Fighting in Nagorno-Karabakh Escalates to Mortar Fire

Last week, fighting in the separatist Nagorno-Karabakh region of Azerbaijan escalated to mortar shelling between Azerbaijani forces and soldiers from both Armenia and the Defense Army of the Nagorno-Karabakh Republic (NKR), leaving four NKR soldiers, three civilians, and an unknown number of Azerbaijani soldiers dead. Location of Nagorno-Karabakh as of 2006, map courtesy of Aivazovsky (Wikimedia Commons)

While border disagreements and tensions over the NKR have caused intermittent fighting between Armenia and Azerbaijan in the past, this recent clash featured the use of 82mm and 60mm mortars and rocket launchers, signaling the possibility of more serious warfare.

Nagorno-Karabakh, ethnically 95% Armenian, is considered an autonomous region within Azerbaijan and has been the cause of heavy fighting and full-scale warfare since ethinic Armenians in the region attempted to unify with Armenia in 1988. Representatives from Armenia, Azerbaijan, and Nagorno-Karabakh signed a ceasefire in 1994, but a peace agreement was never reached, and conflicts in the region continue.

Other nations and organizations view the escalation in fighting as problematic to peace and security in the region, with a European Union spokesperson describing the recent clashes as “unsustainable” and the Russian Ambassador to Armenia, Ivan Volinkin, calling the flare-up “inadmissible.” Both the EU and Russia have stressed the importance of settling the conflict through diplomacy and the Minsk Group, an organization within the Organization for Security and Co-operation in Europe dedicated to finding a peaceful resolution to the conflict.

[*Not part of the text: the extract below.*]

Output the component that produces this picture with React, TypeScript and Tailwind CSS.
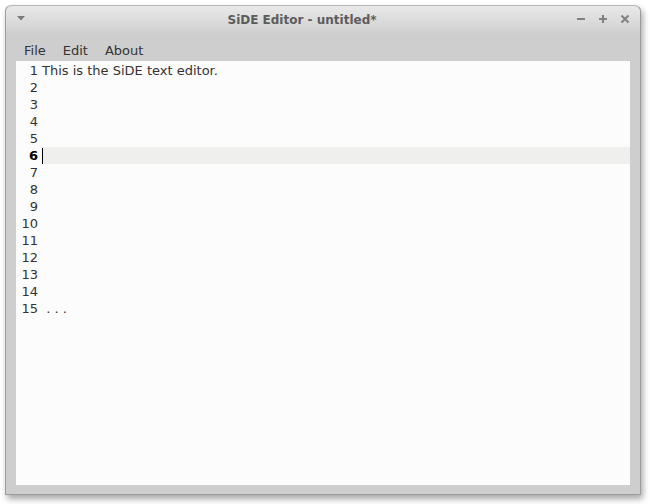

However, a peaceful resolution seems unlikely, as President Serzh Sargsyan of Armenia recently called Nagorno-Karabakh an “inseparable part of Armenia” while Azerbaijan’s foreign minister, Elmar Mammadyarov, affirmed in a speech to the U.N. that Azerbaijan would resort to military force if Armenia refuses to withdraw its own forces from Nagorno-Karabakh.